Starting April 2, our week-long observance of the last period of Lent has commenced, colloquially termed the Holy Week. As Christians, the next few days will hold significance to our spiritual solemnity and gratitude to Jesus Christ, who died on the cross for our sins. Many interpret this time of the year as a way to revitalize one’s values and lean into the holiness of the word of God, but for a Viscan, the next few days will be a week-long rest from the grueling early months of 2023. 

Being a Viscan myself, the excitement embedded in the thought of “Muoli na jud ko” or “Hay salamat makauli na bitaw ko” when classes have ended is telling us how we miss the comfort of the familiar setting of our homes. This is a sentiment greatly shared by all students who just came back to the normalcy of face-to-face classes after being held online for two years. What is even better is that the usual three-day break has been extended to Monday (April 10) and is even prompted with an afternoon suspension this Wednesday (April 5) to allow government employees to buy some time to travel back home to their respective families.  

But inevitably, there is apprehension. Students are greatly prone to feeling guilt or shame when they eventually rest too much. As I prepare for my long-awaited travel in almost two months, the abundance of schoolwork trails my way back home. The problem is that we are all mentally conditioned to always work and have little to no play. Even on days wherein we are supposed to put our foot down and use it as our day of replenishment, we are set up to the long list of deadlines and tasks that are due as soon as classes resume, and when we eventually work on these, we feel burnt out. After all, college is no walk in the park. 

This toxic work culture and mindset has penetrated everyone in the academe - from students to teachers. If you do not work hard, you earn less; if you do not study hard, you fail miserably. But, is there any way to ease this kind of anxiety? Besides, studying and working hard is non-negotiable, and it is only less than a full week, so prioritizing the grind to pay the bills is of utmost priority. 

I believe there is only very little that we could promise ourselves this holy week. With the excellent standards we uphold as Viscans, it would be hard to unlearn overworking oneself, but I believe that that is the challenge of this year’s lent: to abstain from overly doing things and taking a step back to assess other parts of our lives. It is totally okay to slow down and take things one step at a time, yet with this comes major self-awareness. This article is not made to instigate the idea that we should totally let go of our work during the holy week. Rather, it is to amplify the point that it is okay to put our rest as one of our main priorities. We have been in a constant cycle of cramming and overworking that we are forgetting our well-being: may it be spiritual, mental, or physical. We have to spend time with our families, our loved ones, and even ourselves. Hence, we have to find ‘rest’ in our restlessness. 

Of course, this is easier said than done. We all come from different courses that require units that test our morale and tenacity to succeed, but we have to remember the real essence of the holy week: forgiveness, and it is imperative that we not just forgive those who sinned against us; but also ourselves. It is so easy to blame oneself when things go wrong, and we tend to be too hard on ourselves when we fail a test, forget to submit an activity, and when couldn't learn this lesson. We owe it to ourselves to believe that we are doing great and that we have done enough. 
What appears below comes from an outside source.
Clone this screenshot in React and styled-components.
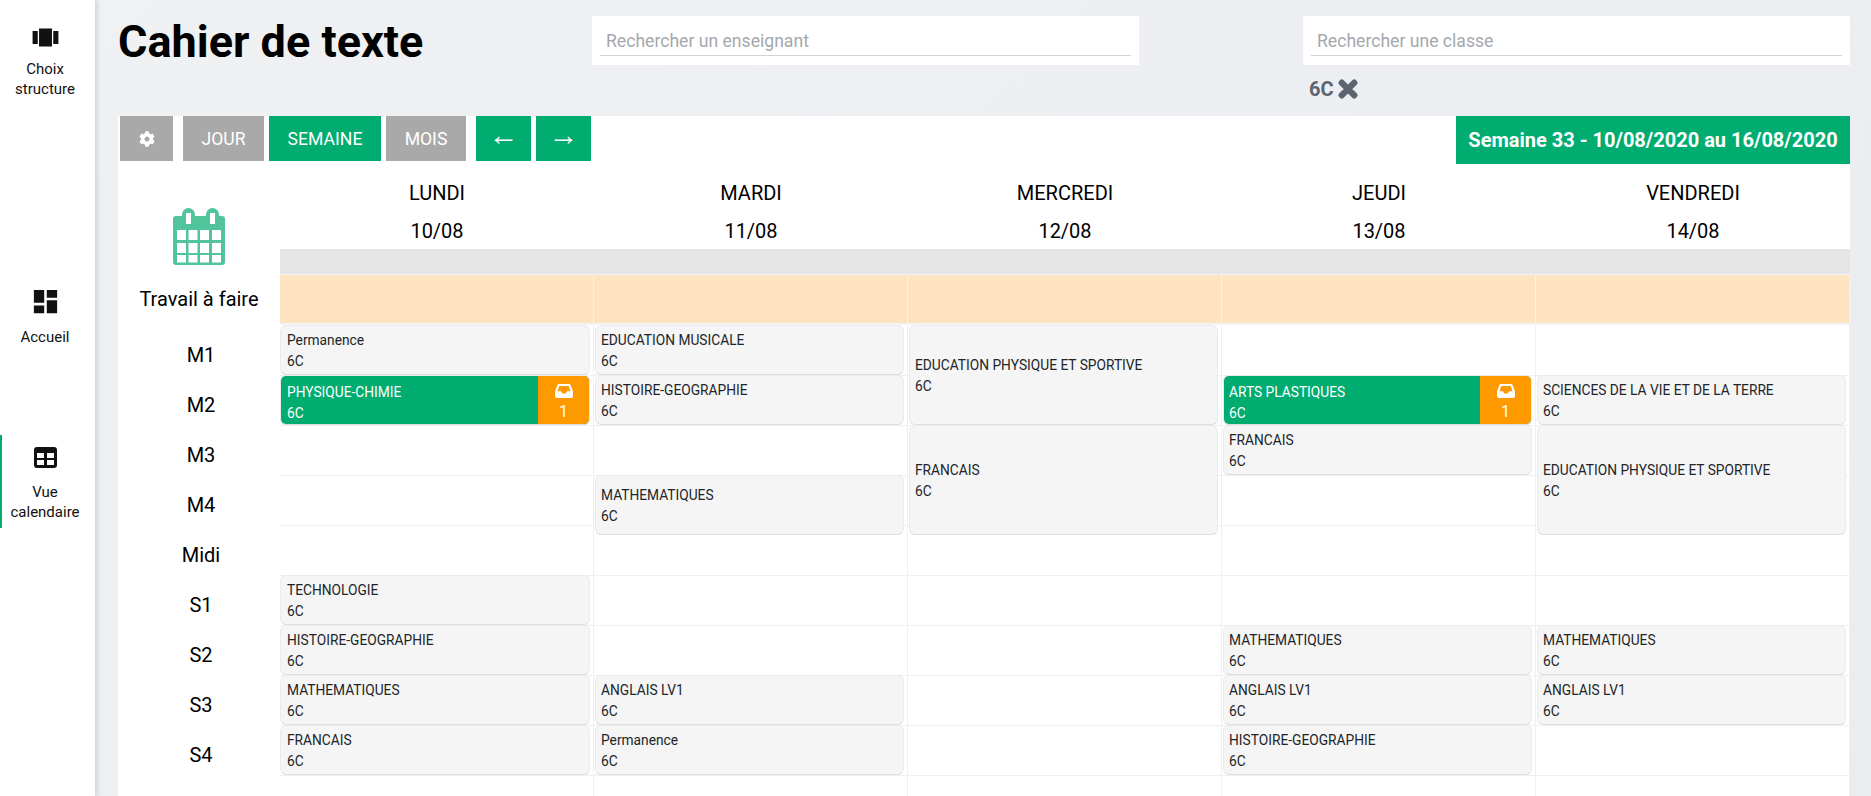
import React from 'react';
import styled, { createGlobalStyle } from 'styled-components';
import { FaCog, FaTimes } from 'react-icons/fa';
import { MdViewCarousel, MdDashboard } from 'react-icons/md';

const GlobalStyle = createGlobalStyle`
  html, body { margin: 0; padding: 0; height: 100%; }
  body {
    font-family: Roboto, "Liberation Sans", sans-serif;
    background: linear-gradient(135deg, #f0f1f3, #ebecf0);
    color: #000;
    overflow: hidden;
  }
`;

const GREEN = '#00ac6f';

const Page = styled.div`
  display: flex;
  height: 796px;
`;

const Sidebar = styled.nav`
  width: 95px;
  flex: none;
  background: #fff;
  box-shadow: 2px 0 5px rgba(0, 0, 0, 0.14);
  padding-top: 18px;
  box-sizing: border-box;
`;

const NavItem = styled.a`
  display: flex;
  flex-direction: column;
  align-items: center;
  text-align: center;
  height: ${p => p.$height}px;
  padding: ${p => p.$top}px 7px 0 0;
  box-sizing: border-box;
  border-left: 2px solid ${p => (p.$active ? GREEN : 'transparent')};
  font-size: 15px;
  line-height: 20px;
  color: #111;
  svg { display: block; margin-bottom: ${p => p.$iconGap}px; }
`;

const Main = styled.main`
  flex: 1;
  padding: 0 21px 0 23px;
  min-width: 0;
`;

const Header = styled.header`
  display: flex;
  height: 116px;
`;

const Title = styled.h1`
  margin: 15px 0 0;
  width: 474px;
  flex: none;
  font-size: 45px;
  line-height: 54px;
  font-weight: 700;
`;

const SearchBlock = styled.div`
  width: ${p => p.$width}px;
  margin-right: ${p => p.$right}px;
  flex: none;
  padding-top: 16px;
`;

const SearchBox = styled.div`
  height: 49px;
  background: #fff;
  padding: 8px 8px 0;
  box-sizing: border-box;
`;

const SearchInput = styled.input`
  display: block;
  width: 100%;
  height: 32px;
  box-sizing: border-box;
  border: 0;
  border-bottom: 1px solid #d4d4d4;
  outline: 0;
  padding: 2px 6px 0;
  background: transparent;
  font-family: inherit;
  font-size: 17.6px;
  &::placeholder { color: #a4a8ad; opacity: 1; }
`;

const Tag = styled.div`
  display: flex;
  align-items: center;
  gap: 1px;
  height: 24px;
  margin: 12px 0 0 6px;
  font-size: 20px;
  font-weight: 700;
  color: #5d6470;
  svg { stroke: currentColor; stroke-width: 28px; }
`;

const Panel = styled.section`
  background: #fff;
  height: 680px;
  overflow: hidden;
`;

const Toolbar = styled.div`
  display: flex;
  align-items: flex-start;
  padding-left: 2px;
`;

const ToolButton = styled.button`
  height: 45px;
  width: ${p => p.$width}px;
  margin-right: ${p => p.$right}px;
  flex: none;
  border: 0;
  padding: 0;
  background: ${p => (p.$green ? GREEN : '#a9a9a9')};
  color: #fff;
  font-family: inherit;
  font-size: 17.6px;
  display: flex;
  align-items: center;
  justify-content: center;
`;

const ArrowButton = styled(ToolButton)`
  font-size: 30px;
  font-weight: 300;
  padding-bottom: 8px;
`;

const WeekLabel = styled.div`
  margin-left: auto;
  width: 394px;
  height: 48px;
  background: ${GREEN};
  color: #fff;
  font-size: 20px;
  font-weight: 700;
  display: flex;
  align-items: center;
  justify-content: center;
`;

const Schedule = styled.div`
  display: grid;
  grid-template-columns: 162px repeat(5, 314px);
  grid-template-rows: 85px 25px 51px auto;
  height: 632px;
`;

const Corner = styled.div`
  grid-column: 1;
  grid-row: 1 / span 2;
  display: flex;
  justify-content: center;
  padding-top: 44px;
  box-sizing: border-box;
`;

const DayHead = styled.div`
  text-align: center;
  font-size: 20px;
  line-height: 38px;
  padding-top: 10px;
`;

const Band = styled.div`
  grid-column: 2 / span 5;
  background: #e5e5e5;
`;

const HomeworkLabel = styled.div`
  grid-column: 1;
  font-size: 20px;
  display: flex;
  justify-content: center;
  padding-top: 13px;
  box-sizing: border-box;
`;

const HomeworkCell = styled.div`
  background: #fde3bf;
  border: solid #f3f3f3;
  border-width: 1px 1px 2px 0;
`;

const SlotLabels = styled.div`
  grid-column: 1;
  display: flex;
  flex-direction: column;
`;

const SlotLabel = styled.div`
  height: 50px;
  font-size: 20px;
  text-align: center;
  line-height: 50px;
  padding: 5px 0 0 4px;
  box-sizing: border-box;
`;

const CardText = styled.div`
  flex: 1;
  display: flex;
  flex-direction: column;
  justify-content: center;
  padding: ${p => (p.$green ? '6px' : '1px')} 6px 0;
  font-size: 13.75px;
  line-height: 21px;
`;

const Card = styled.div`
  grid-row: ${p => p.$row} / span ${p => p.$span || 1};
  margin: 0 3px ${p => -(p.$extra || 0)}px 0;
  display: flex;
  background: ${p => (p.$green ? GREEN : '#f5f5f5')};
  color: ${p => (p.$green ? '#fff' : '#212529')};
  border: 1px solid #ebebeb;
  border-bottom-color: #dedede;
  border-radius: 6px;
  box-sizing: border-box;
  overflow: hidden;
`;

const DayColumn = styled.div`
  display: grid;
  grid-template-rows: repeat(9, 50px);
  align-content: start;
  border-right: 1px solid #f0f0f0;
  box-sizing: border-box;
  background: repeating-linear-gradient(to bottom, transparent 0 49px, #f0f0f0 49px 50px) 0 1px / 100% 450px no-repeat;
  & + & ${Card} { margin-left: 1px; }
  & + & ${CardText} { padding-left: 5px; }
`;

const Badge = styled.div`
  width: 51px;
  flex: none;
  background: #ff9900;
  color: #fff;
  display: flex;
  flex-direction: column;
  align-items: center;
  font-size: 16px;
  line-height: 20px;
  padding-top: 8px;
  box-sizing: border-box;
  svg { display: block; margin-bottom: 4px; }
`;

const CalendarIcon = () => (
  <svg width="52" height="57" viewBox="0 0 52 57" fill="none">
    <path
      fillRule="evenodd"
      fill="#52c49b"
      d="M3 8h6V6.500a6.500 6.500 0 0 1 13 0V8h11V6.500a6.500 6.500 0 0 1 13 0V8h3a3 3 0 0 1 3 3v43a3 3 0 0 1-3 3H3a3 3 0 0 1-3-3V11a3 3 0 0 1 3-3zM13 5v11h5V5zM37 5v11h5V5zM4 22v10h9V22zM15.500 22v10h9V22zM27 22v10h9V22zM39 22v10h9V22zM4 35v10h9V35zM15.500 35v10h9V35zM27 35v10h9V35zM39 35v10h9V35zM4 47v7.500h9V47zM15.500 47v7.500h9V47zM27 47v7.500h9V47zM39 47v7.500h9V47z"
    />
  </svg>
);

const TableIcon = () => (
  <svg width="23" height="21" viewBox="0 0 23 21">
    <path
      fillRule="evenodd"
      fill="#111"
      d="M3 0h17a3 3 0 0 1 3 3v15a3 3 0 0 1-3 3H3a3 3 0 0 1-3-3V3a3 3 0 0 1 3-3zM3 6v5h7V6zM13 6v5h7V6zM3 13v5h7v-5zM13 13v5h7v-5z"
    />
  </svg>
);

const InboxIcon = () => (
  <svg width="18" height="14" viewBox="0 0 18 14">
    <path
      fillRule="evenodd"
      fill="#fff"
      d="M4 0h10c.8 0 1.400.4 1.700 1.200L18 7.500V12a2 2 0 0 1-2 2H2a2 2 0 0 1-2-2V7.500l2.300-6.300C2.600.4 3.200 0 4 0zM4.300 2L2.500 7.200H6l1.200 2.300h3.600L12 7.200h3.500L13.700 2z"
    />
  </svg>
);

const days = [
  { name: 'LUNDI', date: '10/08', cards: [
    { row: 1, title: 'Permanence' },
    { row: 2, title: 'PHYSIQUE-CHIMIE', green: true },
    { row: 6, title: 'TECHNOLOGIE' },
    { row: 7, title: 'HISTOIRE-GEOGRAPHIE' },
    { row: 8, title: 'MATHEMATIQUES' },
    { row: 9, title: 'FRANCAIS' },
  ] },
  { name: 'MARDI', date: '11/08', cards: [
    { row: 1, title: 'EDUCATION MUSICALE' },
    { row: 2, title: 'HISTOIRE-GEOGRAPHIE' },
    { row: 4, title: 'MATHEMATIQUES', extra: 10 },
    { row: 8, title: 'ANGLAIS LV1' },
    { row: 9, title: 'Permanence' },
  ] },
  { name: 'MERCREDI', date: '12/08', cards: [
    { row: 1, span: 2, title: 'EDUCATION PHYSIQUE ET SPORTIVE' },
    { row: 3, span: 2, extra: 10, title: 'FRANCAIS' },
  ] },
  { name: 'JEUDI', date: '13/08', cards: [
    { row: 2, title: 'ARTS PLASTIQUES', green: true },
    { row: 3, title: 'FRANCAIS' },
    { row: 7, title: 'MATHEMATIQUES' },
    { row: 8, title: 'ANGLAIS LV1' },
    { row: 9, title: 'HISTOIRE-GEOGRAPHIE' },
  ] },
  { name: 'VENDREDI', date: '14/08', cards: [
    { row: 2, title: 'SCIENCES DE LA VIE ET DE LA TERRE' },
    { row: 3, span: 2, extra: 10, title: 'EDUCATION PHYSIQUE ET SPORTIVE' },
    { row: 7, title: 'MATHEMATIQUES' },
    { row: 8, title: 'ANGLAIS LV1' },
  ] },
];

const slots = ['M1', 'M2', 'M3', 'M4', 'Midi', 'S1', 'S2', 'S3', 'S4'];

export default function App() {
  return (
    <>
      <GlobalStyle />
      <Page>
        <Sidebar>
          <NavItem $height={264} $top={4} $iconGap={6}>
            <MdViewCarousel size={31} />
            <span>Choix<br />structure</span>
          </NavItem>
          <NavItem $height={153} $top={4} $iconGap={10}>
            <MdDashboard size={31} />
            <span>Accueil</span>
          </NavItem>
          <NavItem $height={93} $top={12} $iconGap={14} $active>
            <TableIcon />
            <span>Vue<br />calendaire</span>
          </NavItem>
        </Sidebar>
        <Main>
          <Header>
            <Title>Cahier de texte</Title>
            <SearchBlock $width={547} $right={164}>
              <SearchBox><SearchInput placeholder="Rechercher un enseignant" /></SearchBox>
            </SearchBlock>
            <SearchBlock $width={547} $right={0}>
              <SearchBox><SearchInput placeholder="Rechercher une classe" /></SearchBox>
              <Tag>6C <FaTimes size={26} /></Tag>
            </SearchBlock>
          </Header>
          <Panel>
            <Toolbar>
              <ToolButton $width={53} $right={10}><FaCog size={16} /></ToolButton>
              <ToolButton $width={81} $right={5}>JOUR</ToolButton>
              <ToolButton $width={112} $right={5} $green>SEMAINE</ToolButton>
              <ToolButton $width={80} $right={10}>MOIS</ToolButton>
              <ArrowButton $width={55} $right={5} $green>←</ArrowButton>
              <ArrowButton $width={55} $right={0} $green>→</ArrowButton>
              <WeekLabel>Semaine 33 - 10/08/2020 au 16/08/2020</WeekLabel>
            </Toolbar>
            <Schedule>
              <Corner><CalendarIcon /></Corner>
              {days.map(d => (
                <DayHead key={d.name}>{d.name}<br />{d.date}</DayHead>
              ))}
              <Band />
              <HomeworkLabel>Travail à faire</HomeworkLabel>
              {days.map(d => <HomeworkCell key={d.name} />)}
              <SlotLabels>
                {slots.map(s => <SlotLabel key={s}>{s}</SlotLabel>)}
              </SlotLabels>
              {days.map(d => (
                <DayColumn key={d.name}>
                  {d.cards.map(c => (
                    <Card key={c.row} $row={c.row} $span={c.span} $extra={c.extra} $green={c.green}>
                      <CardText $green={c.green}>
                        <div>{c.title}</div>
                        <div>6C</div>
                      </CardText>
                      {c.green && (
                        <Badge>
                          <InboxIcon />
                          1
                        </Badge>
                      )}
                    </Card>
                  ))}
                </DayColumn>
              ))}
            </Schedule>
          </Panel>
        </Main>
      </Page>
    </>
  );
}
College students in general get a very little number of days to rest and get back to the feral world of the collegiate academe, but this is the price we pay for the dreams we are bound to accomplish. This entire week may have a multiplicity of meanings to every Viscan, but I think it is agreeable that we all deserve this rest, and it is okay to put the pen down for some quality time with the people you chose to be with because even God rested on Sabbath. With the midterm examinations being right around the corner; it is safe to say that taking a break would mentally recalibrate the energy we need to keep going, and what better time to do it than now—take it as your very own resurrection perhaps.